Each key you define represents a field you want to extract. You provide a type and (optionally) a description to help the model understand what data to look for.

Supported Types

  • string – plain text value
  • number – numeric value
  • boolean – true or false
  • list – an array of values
  • item – a nested object (with its own structure under output)

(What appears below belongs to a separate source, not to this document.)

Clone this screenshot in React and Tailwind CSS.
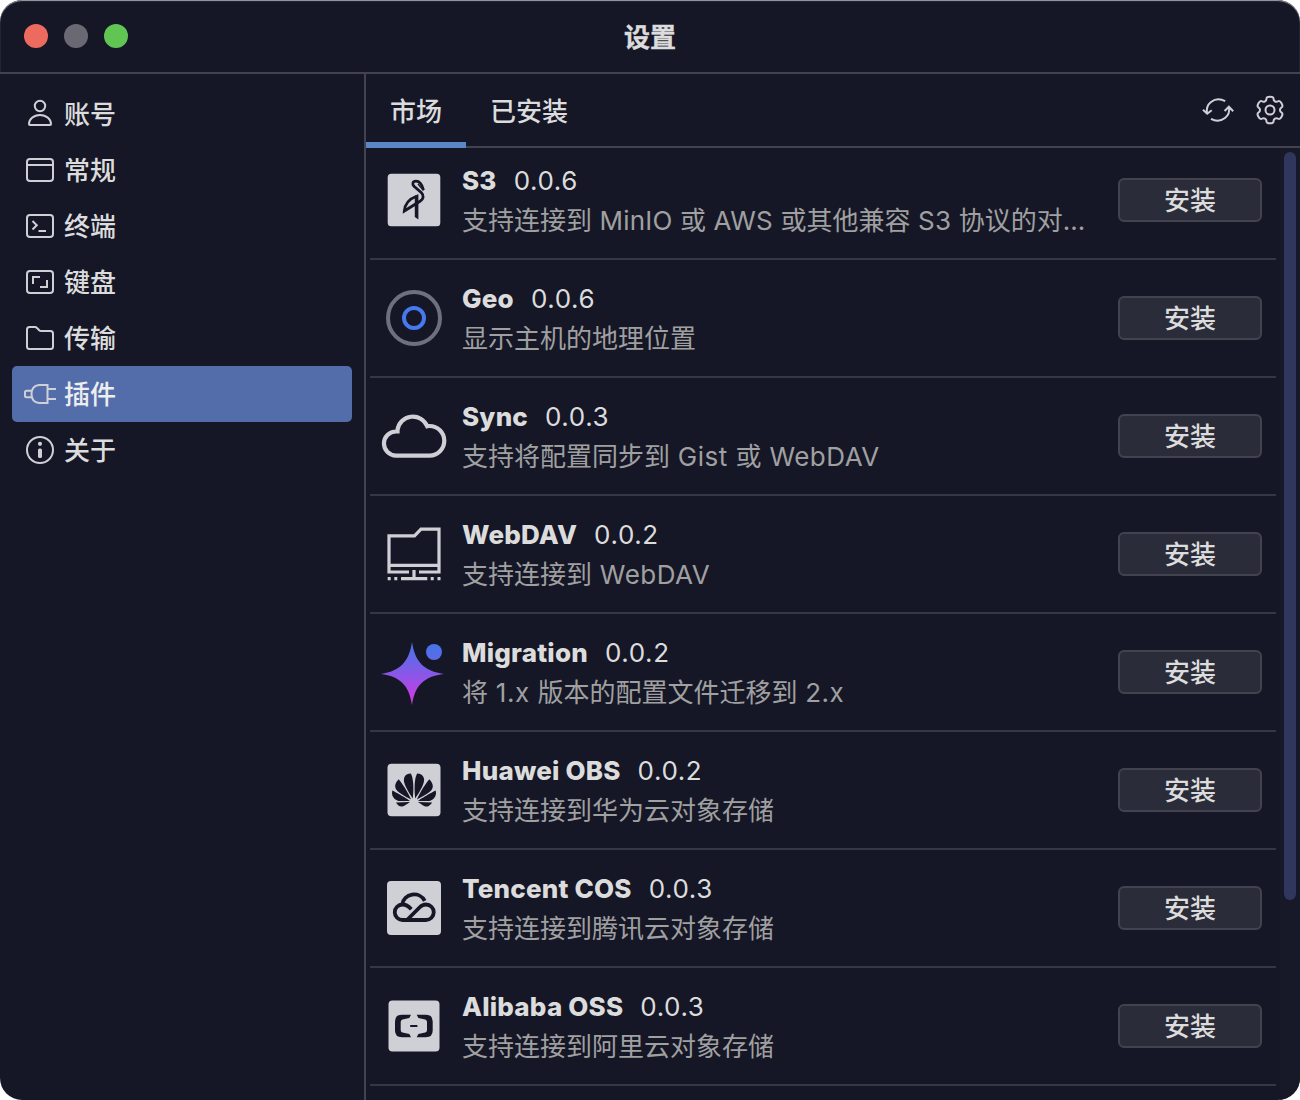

You can also use enum to restrict a string to a fixed set of values.

Example Request

curl --request POST \
  --url 'https://api.hasdata.com/scrape/web' \
  --header 'Content-Type: application/json' \
  --header 'x-api-key: <your-api-key>' \
  --data '{
    "url": "https://hasdata.com",
    "aiExtractRules": {
      "company": {
        "description": "company name",
        "type": "string"
      },
      "reviews": {
        "type": "list",
        "output": {
          "review": {
            "description": "review text",
            "type": "string"
          },
          "author": {
            "type": "string"
          }
        }
      },
      "clients": {
        "type": "list",
        "output": "string"
      },
      "trial": {
        "type": "item",
        "output": {
          "available": {
            "type": "boolean"
          },
          "type": {
            "type": "string",
            "enum": ["paid", "free"]
          }
        }
      },
      "yearFounded": {
        "type": "number"
      }
    }
  }'

Example Response

{
  "requestMetadata": {
    "id": "784b9b3a-8426-431c-a516-beec621183a0",
    "status": "ok"
  },
  "content": "<!DOCTYPE html><html lang=\"en\"><head>...</body></html>",
  "aiResponse": {
    "company": "HasData",
    "reviews": [
      {
        "review": "Roman from HasData went above and beyond to help us with our scraping needs...",
        "author": "Michael Bonacina"
      },
      {
        "review": "I found HasData, which is one of the best scraping services I have ever used...",
        "author": "Hussein Ali"
      }
    ],
    "clients": [
      "Stanford",
      "Salesforce",
      "Samsung",
      "Nvidia",
      "Mailchimp",
      "Harvard",
      "Copyleaks",
      "LosAngelesTimes",
      "SurveySparrow"
    ],
    "trial": {
      "available": true,
      "type": "free"
    },
    "yearFounded": null
  }
}

Notes

  • Descriptions are optional but highly recommended for accuracy.
  • list fields can output flat values ("output": "string") or objects ("output": { ... }).
  • Fields with no match will return null.